=== Recorded information ===

_ _ _ _

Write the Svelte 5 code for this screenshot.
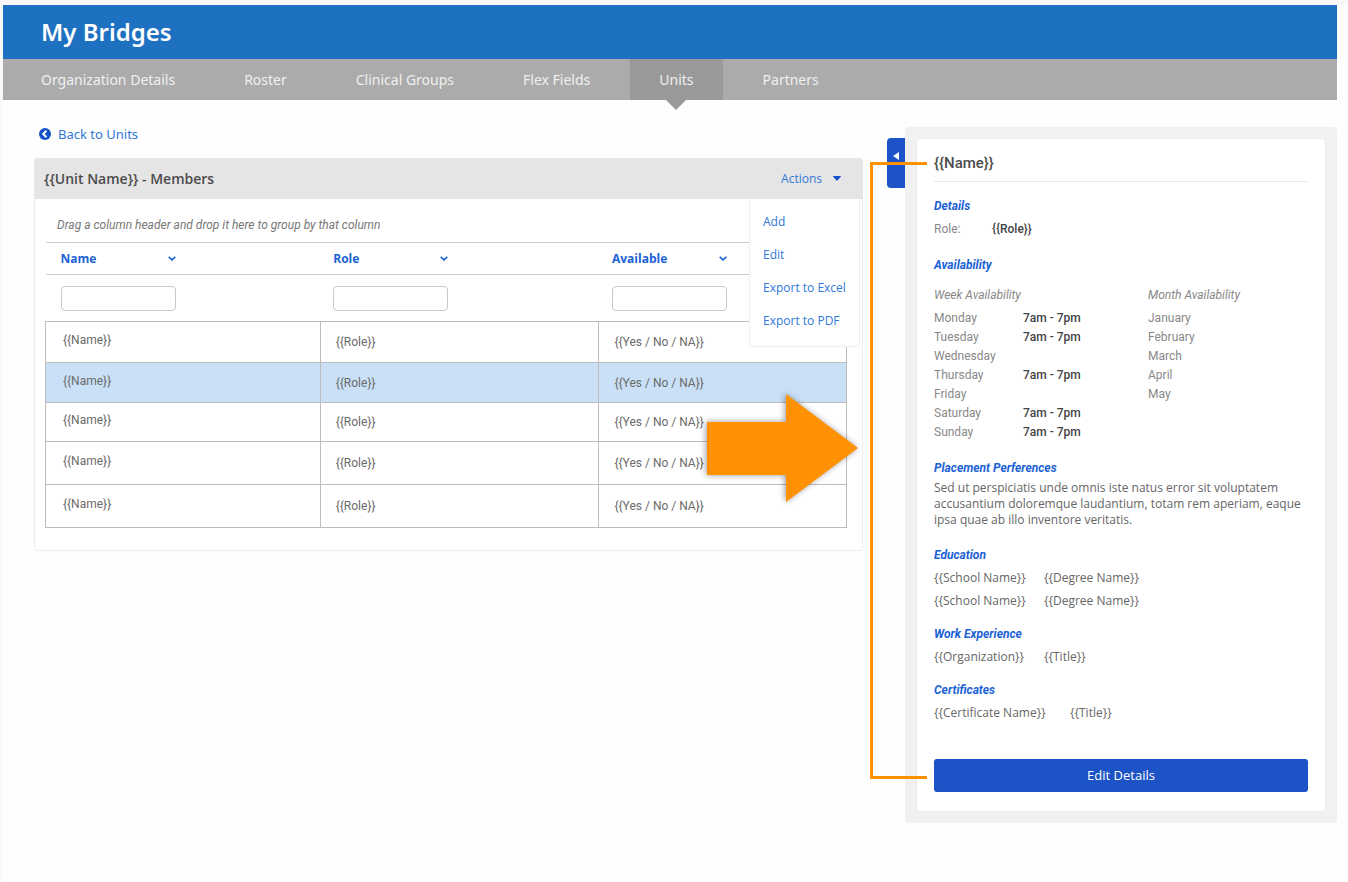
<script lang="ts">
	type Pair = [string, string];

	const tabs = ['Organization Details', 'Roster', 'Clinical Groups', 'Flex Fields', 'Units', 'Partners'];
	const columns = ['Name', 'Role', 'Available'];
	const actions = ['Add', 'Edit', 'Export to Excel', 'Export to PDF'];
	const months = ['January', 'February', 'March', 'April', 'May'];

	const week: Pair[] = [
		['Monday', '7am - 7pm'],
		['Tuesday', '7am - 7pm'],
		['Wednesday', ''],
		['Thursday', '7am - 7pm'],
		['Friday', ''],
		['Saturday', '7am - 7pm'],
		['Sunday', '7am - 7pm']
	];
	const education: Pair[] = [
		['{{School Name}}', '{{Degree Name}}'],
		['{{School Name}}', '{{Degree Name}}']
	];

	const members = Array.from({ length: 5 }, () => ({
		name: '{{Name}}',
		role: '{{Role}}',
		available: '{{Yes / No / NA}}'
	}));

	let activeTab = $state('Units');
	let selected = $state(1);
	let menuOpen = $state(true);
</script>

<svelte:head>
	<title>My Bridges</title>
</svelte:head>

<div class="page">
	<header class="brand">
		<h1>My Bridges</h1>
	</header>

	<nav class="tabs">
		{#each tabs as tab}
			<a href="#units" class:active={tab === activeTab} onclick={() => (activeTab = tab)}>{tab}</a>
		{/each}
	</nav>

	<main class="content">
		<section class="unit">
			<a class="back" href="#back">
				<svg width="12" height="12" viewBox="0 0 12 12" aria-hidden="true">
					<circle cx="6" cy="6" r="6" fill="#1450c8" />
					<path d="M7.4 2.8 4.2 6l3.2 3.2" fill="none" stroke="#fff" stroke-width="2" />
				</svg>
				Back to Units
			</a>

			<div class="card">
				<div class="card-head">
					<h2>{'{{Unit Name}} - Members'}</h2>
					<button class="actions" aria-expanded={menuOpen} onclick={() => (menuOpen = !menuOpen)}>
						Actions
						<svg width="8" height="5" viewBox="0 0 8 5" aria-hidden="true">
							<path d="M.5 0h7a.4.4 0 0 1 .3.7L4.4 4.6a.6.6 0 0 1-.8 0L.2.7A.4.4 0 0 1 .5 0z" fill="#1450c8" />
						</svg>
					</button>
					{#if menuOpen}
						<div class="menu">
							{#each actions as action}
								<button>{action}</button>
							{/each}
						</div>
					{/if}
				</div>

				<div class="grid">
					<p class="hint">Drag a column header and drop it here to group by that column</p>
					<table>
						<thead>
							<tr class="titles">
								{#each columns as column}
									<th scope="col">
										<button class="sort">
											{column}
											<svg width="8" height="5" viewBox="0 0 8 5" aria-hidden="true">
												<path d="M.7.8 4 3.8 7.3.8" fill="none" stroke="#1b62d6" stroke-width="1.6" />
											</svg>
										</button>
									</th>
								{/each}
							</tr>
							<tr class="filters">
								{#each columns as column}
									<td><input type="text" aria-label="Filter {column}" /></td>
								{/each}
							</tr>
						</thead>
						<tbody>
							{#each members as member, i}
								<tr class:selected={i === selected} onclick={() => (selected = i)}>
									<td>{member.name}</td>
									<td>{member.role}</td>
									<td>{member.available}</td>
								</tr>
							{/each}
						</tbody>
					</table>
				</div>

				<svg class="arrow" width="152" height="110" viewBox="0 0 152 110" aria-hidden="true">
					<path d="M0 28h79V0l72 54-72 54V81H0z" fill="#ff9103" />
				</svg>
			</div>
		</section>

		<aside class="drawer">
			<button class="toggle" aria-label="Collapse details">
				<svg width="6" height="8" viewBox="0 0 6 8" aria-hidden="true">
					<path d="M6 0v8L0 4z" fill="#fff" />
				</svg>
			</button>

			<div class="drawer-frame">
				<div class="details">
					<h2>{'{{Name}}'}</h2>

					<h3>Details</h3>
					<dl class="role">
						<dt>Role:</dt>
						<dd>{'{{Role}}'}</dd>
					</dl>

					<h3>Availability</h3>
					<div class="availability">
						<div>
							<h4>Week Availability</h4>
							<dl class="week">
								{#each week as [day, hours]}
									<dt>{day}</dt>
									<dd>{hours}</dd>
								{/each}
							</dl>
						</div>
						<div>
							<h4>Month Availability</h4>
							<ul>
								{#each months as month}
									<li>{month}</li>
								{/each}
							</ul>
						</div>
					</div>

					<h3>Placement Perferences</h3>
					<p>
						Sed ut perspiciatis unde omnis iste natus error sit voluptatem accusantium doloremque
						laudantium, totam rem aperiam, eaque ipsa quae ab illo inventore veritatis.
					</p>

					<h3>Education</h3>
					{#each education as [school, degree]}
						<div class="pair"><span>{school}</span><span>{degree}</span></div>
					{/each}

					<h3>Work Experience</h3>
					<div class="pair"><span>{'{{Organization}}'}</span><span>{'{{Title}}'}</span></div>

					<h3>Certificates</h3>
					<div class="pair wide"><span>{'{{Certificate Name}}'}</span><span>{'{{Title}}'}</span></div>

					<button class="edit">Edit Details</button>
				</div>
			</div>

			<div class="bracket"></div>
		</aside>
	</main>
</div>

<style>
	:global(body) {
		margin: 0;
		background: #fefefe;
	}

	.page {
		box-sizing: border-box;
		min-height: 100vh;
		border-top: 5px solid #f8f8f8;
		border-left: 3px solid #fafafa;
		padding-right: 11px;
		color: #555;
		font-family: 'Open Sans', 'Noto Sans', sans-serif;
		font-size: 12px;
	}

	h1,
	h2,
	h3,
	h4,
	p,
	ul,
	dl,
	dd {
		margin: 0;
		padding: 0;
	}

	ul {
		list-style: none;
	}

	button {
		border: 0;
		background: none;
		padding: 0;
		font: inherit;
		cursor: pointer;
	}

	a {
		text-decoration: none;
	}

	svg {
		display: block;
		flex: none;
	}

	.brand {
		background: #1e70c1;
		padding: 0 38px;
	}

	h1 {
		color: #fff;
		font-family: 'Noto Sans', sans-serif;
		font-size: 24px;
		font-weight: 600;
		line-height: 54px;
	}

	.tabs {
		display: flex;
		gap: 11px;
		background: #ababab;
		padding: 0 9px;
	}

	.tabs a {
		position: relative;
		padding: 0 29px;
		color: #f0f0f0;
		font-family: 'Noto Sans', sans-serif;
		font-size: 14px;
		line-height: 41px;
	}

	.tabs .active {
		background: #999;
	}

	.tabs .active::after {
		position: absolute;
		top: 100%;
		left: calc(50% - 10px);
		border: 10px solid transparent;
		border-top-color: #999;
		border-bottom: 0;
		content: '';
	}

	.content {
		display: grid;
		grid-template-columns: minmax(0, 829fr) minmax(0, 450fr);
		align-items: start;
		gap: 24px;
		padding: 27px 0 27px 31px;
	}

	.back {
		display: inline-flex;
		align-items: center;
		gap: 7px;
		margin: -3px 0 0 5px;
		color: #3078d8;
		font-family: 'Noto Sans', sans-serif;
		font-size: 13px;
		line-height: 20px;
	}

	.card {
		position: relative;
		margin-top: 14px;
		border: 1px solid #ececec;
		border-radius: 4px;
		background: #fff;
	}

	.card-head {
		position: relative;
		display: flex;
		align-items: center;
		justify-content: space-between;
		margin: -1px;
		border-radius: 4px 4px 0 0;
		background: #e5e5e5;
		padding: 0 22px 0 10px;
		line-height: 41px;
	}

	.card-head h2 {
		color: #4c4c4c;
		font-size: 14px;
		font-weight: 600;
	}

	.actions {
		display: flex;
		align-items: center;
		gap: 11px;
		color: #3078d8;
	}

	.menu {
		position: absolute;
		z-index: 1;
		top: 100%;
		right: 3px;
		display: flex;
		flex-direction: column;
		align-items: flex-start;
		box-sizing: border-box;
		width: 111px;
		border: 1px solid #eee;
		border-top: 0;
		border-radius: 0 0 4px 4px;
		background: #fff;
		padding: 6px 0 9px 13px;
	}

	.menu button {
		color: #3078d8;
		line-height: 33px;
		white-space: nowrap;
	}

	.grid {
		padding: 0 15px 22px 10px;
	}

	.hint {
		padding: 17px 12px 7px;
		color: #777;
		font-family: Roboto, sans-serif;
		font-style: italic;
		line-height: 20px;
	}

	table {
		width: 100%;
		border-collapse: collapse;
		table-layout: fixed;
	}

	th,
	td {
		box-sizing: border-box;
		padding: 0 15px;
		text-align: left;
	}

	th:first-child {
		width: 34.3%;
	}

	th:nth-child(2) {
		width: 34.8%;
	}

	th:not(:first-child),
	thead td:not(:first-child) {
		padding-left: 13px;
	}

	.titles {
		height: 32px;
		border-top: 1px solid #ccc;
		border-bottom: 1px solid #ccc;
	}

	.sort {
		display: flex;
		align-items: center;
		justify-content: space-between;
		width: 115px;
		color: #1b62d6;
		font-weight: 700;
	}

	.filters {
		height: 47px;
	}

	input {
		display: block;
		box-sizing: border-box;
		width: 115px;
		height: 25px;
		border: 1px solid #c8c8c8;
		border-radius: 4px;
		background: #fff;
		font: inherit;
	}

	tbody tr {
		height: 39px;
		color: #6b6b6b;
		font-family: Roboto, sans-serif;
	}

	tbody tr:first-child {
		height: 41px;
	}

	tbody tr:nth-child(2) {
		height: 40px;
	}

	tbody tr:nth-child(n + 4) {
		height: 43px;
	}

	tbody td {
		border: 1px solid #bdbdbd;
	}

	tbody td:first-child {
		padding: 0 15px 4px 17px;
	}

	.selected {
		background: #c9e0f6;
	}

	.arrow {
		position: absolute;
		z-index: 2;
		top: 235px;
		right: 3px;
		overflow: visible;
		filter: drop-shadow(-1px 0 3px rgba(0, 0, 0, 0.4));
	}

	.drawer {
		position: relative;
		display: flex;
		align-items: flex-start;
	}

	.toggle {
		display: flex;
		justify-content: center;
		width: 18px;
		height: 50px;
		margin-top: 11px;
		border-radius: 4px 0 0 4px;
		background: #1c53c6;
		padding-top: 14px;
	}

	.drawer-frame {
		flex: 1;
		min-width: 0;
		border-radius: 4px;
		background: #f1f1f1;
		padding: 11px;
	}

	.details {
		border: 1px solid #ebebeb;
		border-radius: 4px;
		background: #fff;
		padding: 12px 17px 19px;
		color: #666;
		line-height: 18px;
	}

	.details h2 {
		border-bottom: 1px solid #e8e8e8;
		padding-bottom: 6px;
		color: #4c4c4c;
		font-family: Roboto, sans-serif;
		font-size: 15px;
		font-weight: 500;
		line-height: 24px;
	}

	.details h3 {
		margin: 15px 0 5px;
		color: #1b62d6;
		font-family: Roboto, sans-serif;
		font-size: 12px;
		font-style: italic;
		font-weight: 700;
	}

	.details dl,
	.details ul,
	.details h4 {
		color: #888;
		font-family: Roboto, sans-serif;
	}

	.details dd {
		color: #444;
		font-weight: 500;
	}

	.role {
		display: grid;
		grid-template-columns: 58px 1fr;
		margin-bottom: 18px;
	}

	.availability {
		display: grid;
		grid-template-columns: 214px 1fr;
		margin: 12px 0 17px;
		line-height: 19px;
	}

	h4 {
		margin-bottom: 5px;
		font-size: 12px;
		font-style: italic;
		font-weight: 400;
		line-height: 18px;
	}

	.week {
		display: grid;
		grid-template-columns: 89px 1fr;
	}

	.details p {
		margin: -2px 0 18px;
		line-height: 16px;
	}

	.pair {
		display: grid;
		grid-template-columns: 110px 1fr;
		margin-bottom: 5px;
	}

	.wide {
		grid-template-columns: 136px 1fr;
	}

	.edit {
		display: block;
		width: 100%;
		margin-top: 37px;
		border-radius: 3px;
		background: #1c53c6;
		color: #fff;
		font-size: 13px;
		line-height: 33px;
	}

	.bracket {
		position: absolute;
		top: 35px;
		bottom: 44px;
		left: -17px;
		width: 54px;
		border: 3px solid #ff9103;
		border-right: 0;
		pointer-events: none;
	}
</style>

_ _ _ _

=== Required work ===
Starting at the top of the listing above, reproduce each line up to and including the one with "const months = ['January', 'February', 'March', 'April', 'May'];"; omit the pictures.

=== Exercise result ===
Write the Svelte 5 code for this screenshot.
<script lang="ts">
	type Pair = [string, string];

	const tabs = ['Organization Details', 'Roster', 'Clinical Groups', 'Flex Fields', 'Units', 'Partners'];
	const columns = ['Name', 'Role', 'Available'];
	const actions = ['Add', 'Edit', 'Export to Excel', 'Export to PDF'];
	const months = ['January', 'February', 'March', 'April', 'May'];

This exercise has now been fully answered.